Can a spouse use a Roth IRA?
Traditional IRA deductibility for couples?
How do IRA contribution limits apply?
How to weigh a spousal contribution for your situation
Determine whether household earned income covers the planned contributions. Check whether either spouse is covered by a workplace retirement plan and compare your modified adjusted gross income to the IRS ranges that determine Roth eligibility and traditional deduction phase-outs. Keep documentation of earned income and institution statements. For statutory limits and exact phase-out ranges, refer to the IRS publications for the tax year in question, such as Publication 590-A and 590-B, and review the current contribution limits announced by the IRS for the relevant year.
When comparing options, think about long-term tax treatment. A deductible traditional contribution reduces taxable income now and may increase taxable income in retirement. A Roth contribution gives no immediate deduction but offers tax-free withdrawals later. The spousal route simply opens the possibility of funding both partners’ retirement accounts when only one spouse has earned income.

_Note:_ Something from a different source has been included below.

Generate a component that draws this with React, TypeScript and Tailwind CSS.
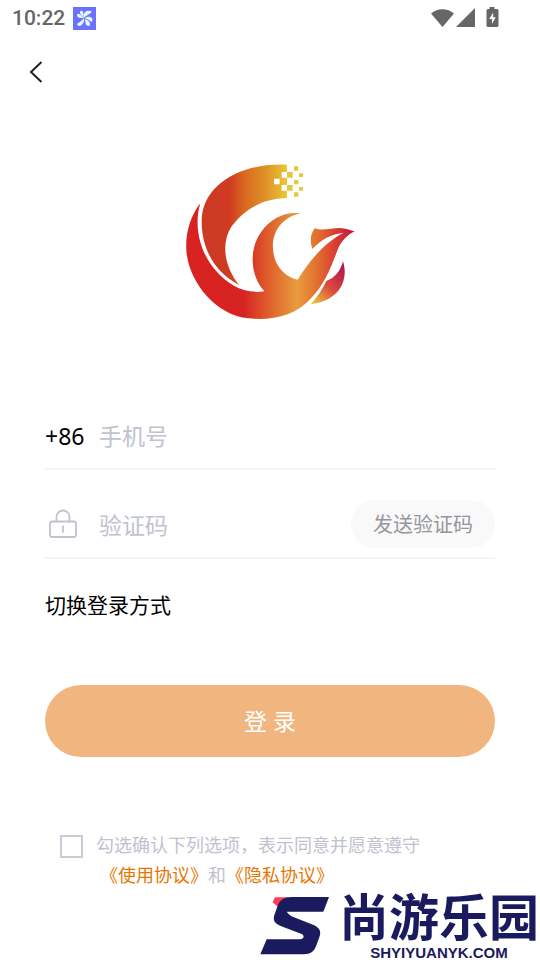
import { useState } from "react";

function PinwheelIcon() {
  return (
    <svg viewBox="0 0 69 69" className="size-[23px]" aria-hidden="true">
      <rect width="69" height="69" fill="#6b72fb" />
      <g fill="#e6f6ff">
        <path d="M33 32C30 25 33 15 41 12C47 10 54 11 56 14C54 20 41 24 33 32Z" />
        <path d="M36 33C43 28 52 28 57 34C59 38 58 43 56 45C50 42 44 36 36 33Z" />
        <path d="M35 35C43 38 52 44 51 53C50 58 45 57 41 55C36 51 38 42 35 35Z" />
        <path d="M33 34C35 43 30 53 23 56C17 58 13 55 12 51C19 47 26 41 33 34Z" />
        <path d="M32 32C24 35 14 32 12 26C11 22 14 20 17 20C23 22 26 28 32 32Z" />
        <path d="M33 32C27 28 20 20 21 14C23 10 28 11 30 15C32 20 31 26 33 32Z" />
      </g>
    </svg>
  );
}

function StatusBar() {
  return (
    <div className="flex h-9 items-center justify-between pr-[41px] pl-3 text-[#666]">
      <div className="flex items-center gap-2">
        <span className="font-['Roboto',sans-serif] text-[21px] leading-6 font-medium">10:22</span>
        <PinwheelIcon />
      </div>
      <svg viewBox="0 0 68 22" className="h-[22px] w-[68px]" fill="currentColor" aria-hidden="true">
        <path d="M0 6.500C6.500.7 16.500.7 23 6.500L11.500 20Z" />
        <path d="M44 1v19H25Z" />
        <path
          fillRule="evenodd"
          d="M58.500 0h5v2H66q1.500 0 1.500 1.500v15Q67.500 20 66 20H57q-1.500 0-1.500-1.500v-15Q55.500 2 57 2h1.500ZM62.200 5.500l-4 6.500h2.800v4.700l3.800-6.500h-2.600Z"
        />
      </svg>
    </div>
  );
}

function PhoenixLogo() {
  return (
    <svg viewBox="0 0 600 540" className="h-[180px] w-[200px]" role="img" aria-label="Logo">
      <defs>
        <linearGradient id="wing" gradientUnits="userSpaceOnUse" x1="95" y1="0" x2="400" y2="0">
          <stop offset="0" stopColor="#cb3a24" />
          <stop offset="0.27" stopColor="#cf3a22" />
          <stop offset="0.42" stopColor="#d9681f" />
          <stop offset="0.65" stopColor="#e0962a" />
          <stop offset="0.84" stopColor="#e9c934" />
          <stop offset="1" stopColor="#e3c94c" />
        </linearGradient>
        <linearGradient id="body" gradientUnits="userSpaceOnUse" x1="50" y1="0" x2="552" y2="0">
          <stop offset="0" stopColor="#d92222" />
          <stop offset="0.34" stopColor="#d82323" />
          <stop offset="0.48" stopColor="#de5b2b" />
          <stop offset="0.66" stopColor="#e99c3e" />
          <stop offset="0.77" stopColor="#e2742e" />
          <stop offset="0.88" stopColor="#da4232" />
          <stop offset="1" stopColor="#c4133e" />
        </linearGradient>
        <linearGradient id="tail" gradientUnits="userSpaceOnUse" x1="428" y1="460" x2="525" y2="360">
          <stop offset="0" stopColor="#e9c83c" />
          <stop offset="0.5" stopColor="#d94c3c" />
          <stop offset="1" stopColor="#b8154e" />
        </linearGradient>
      </defs>
      <path
        fill="url(#wing)"
        d="M351 44V144C273 145 219 183 185 229C153 277 161 347 207 405C130 365 94 290 95 211C97 97 226 36 351 44Z"
      />
      <g fill="#fff">
        <path d="M335 66h16v17h-16zM312 86h17v17h-17zM335 105h16v17h-16z" />
      </g>
      <g fill="#e4c83f">
        <path d="M351 66h17v17h-17zM351 105h17v17h-17zM372 49h13v13h-13zM372 90h13v13h-13zM372 127h13v13h-13zM387 70h12v11h-12zM387 111h12v11h-12z" />
      </g>
      <path
        fill="url(#body)"
        d="M91 160C70 229 91 307 134 358C178 411 229 432 283 424C236 371 239 292 275 244C302 207 342 184 391 190C330 204 302 254 310 306C315 349 345 381 383 389C418 333 465 276 521 248C485 252 453 268 427 297C419 272 421 254 434 235C462 246 496 229 525 236C537 238 544 242 554 244C532 255 515 272 505 294C475 374 459 407 421 447C377 497 304 513 235 505C137 496 55 395 49 300C46 245 63 196 91 160Z"
      />
      <path fill="url(#tail)" d="M519 334C535 384 516 451 422 463C444 438 459 415 469 393C495 384 512 362 519 334Z" />
    </svg>
  );
}

function LockIcon() {
  return (
    <svg
      viewBox="0 0 30 30"
      className="size-[30px]"
      fill="none"
      stroke="#c0c2cf"
      strokeWidth="1.8"
      strokeLinecap="round"
      aria-hidden="true"
    >
      <rect x="2" y="12.500" width="26" height="15.500" rx="2" />
      <path d="M8.500 12.500V8a6.500 6.500 0 0 1 13 0v4.500M15 17.500V23" />
    </svg>
  );
}

function Watermark() {
  return (
    <div className="flex items-start self-end pr-px text-[#1a1a5e]">
      <svg viewBox="-6 0 216 186" className="mt-[3px] h-[62px] w-[72px]" aria-hidden="true">
        <path fill="#ff3d55" d="M39 13H80L48 42 32 28Z" />
        <path
          fill="currentColor"
          d="M88 12H201L184 56H74C80 64 86 69 94 72L153 95C172 103 178 114 173 130L162 160C156 176 146 184 125 184H-5L14 139H115C125 138 129 128 119 123L58 100C39 92 32 84 37 67L47 38C54 20 69 12 88 12Z"
        />
      </svg>
      <div className="flex flex-col items-center pl-[7px]">
        <span className="text-[50px] leading-[55px] font-bold">尚游乐园</span>
        <span className="font-['Liberation_Sans',sans-serif] text-[15px] leading-[15px] font-bold">SHYIYUANYK.COM</span>
      </div>
    </div>
  );
}

export default function App() {
  const [phone, setPhone] = useState("");
  const [code, setCode] = useState("");
  const [agreed, setAgreed] = useState(false);

  return (
    <div className="flex min-h-screen flex-col bg-white font-['Noto_Sans','Noto_Sans_CJK_SC',sans-serif] text-black">
      <StatusBar />
      <header className="flex h-[72px] items-center px-6">
        <button type="button" aria-label="返回" className="flex size-6 items-center justify-center">
          <svg viewBox="0 0 24 24" className="size-6" fill="none" stroke="#222" strokeWidth="2" aria-hidden="true">
            <path d="M17.500 2 7 12l10.500 10" />
          </svg>
        </button>
      </header>

      <main className="flex flex-col px-[45px] pt-[42px]">
        <div className="flex justify-center">
          <PhoenixLogo />
        </div>

        <form className="mt-[51px] flex flex-col" onSubmit={(e) => e.preventDefault()}>
          <div className="flex border-b-2 border-[#f4f4f9] pt-[30px] pb-[9px]">
            <label htmlFor="phone" className="flex h-12 w-[54px] shrink-0 items-center pt-0.5 text-[23px]">
              +86
            </label>
            <input
              id="phone"
              type="tel"
              value={phone}
              onChange={(e) => setPhone(e.target.value)}
              placeholder="手机号"
              className="h-12 min-w-0 flex-1 pt-0.5 text-[23px] outline-none placeholder:text-[#c0c2cf]"
            />
          </div>
          <div className="flex border-b-2 border-[#f4f4f9] pt-[30px] pb-[9px]">
            <label htmlFor="code" aria-label="验证码" className="flex h-12 w-[54px] shrink-0 items-center pl-[3px]">
              <LockIcon />
            </label>
            <input
              id="code"
              type="text"
              value={code}
              onChange={(e) => setCode(e.target.value)}
              placeholder="验证码"
              className="h-12 min-w-0 flex-1 pt-0.5 text-[23px] outline-none placeholder:text-[#c0c2cf]"
            />
            <button type="button" className="h-12 shrink-0 rounded-full bg-[#f9f9f9] px-[22px] pt-0.5 text-xl text-[#94959d]">
              发送验证码
            </button>
          </div>

          <button type="button" className="mt-[31px] self-start text-[21px] leading-[30px]">
            切换登录方式
          </button>

          <button type="submit" className="mt-[65px] h-[72px] rounded-full bg-[#f1b580] text-[23px] text-white">
            登 录
          </button>

          <div className="mt-[73px] flex gap-[13px] pl-[15px] text-lg leading-[30px] text-[#c0c2cf]">
            <input
              id="agree"
              type="checkbox"
              checked={agreed}
              onChange={(e) => setAgreed(e.target.checked)}
              className="mt-[5px] size-[23px] shrink-0 appearance-none border-2 border-[#c9cbd6] checked:bg-[#f1b580]"
            />
            <div>
              <label htmlFor="agree" className="block">
                勾选确认下列选项，表示同意并愿意遵守
              </label>
              <p className="pl-1">
                <a href="#terms" className="text-[#e87500]">《使用协议》</a>和
                <a href="#privacy" className="text-[#e87500]">《隐私协议》</a>
              </p>
            </div>
          </div>
        </form>
      </main>

      <Watermark />
    </div>
  );
}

For many couples, a spousal contribution is a straightforward way to equalize retirement savings. For others, workplace coverage, income levels, or plans to convert between account types bring complexity that benefits from professional review.
Finance Disclaimer: This article provides general educational information only and is not financial, tax, or investment advice. Financial decisions should be made with qualified professionals who understand individual financial circumstances.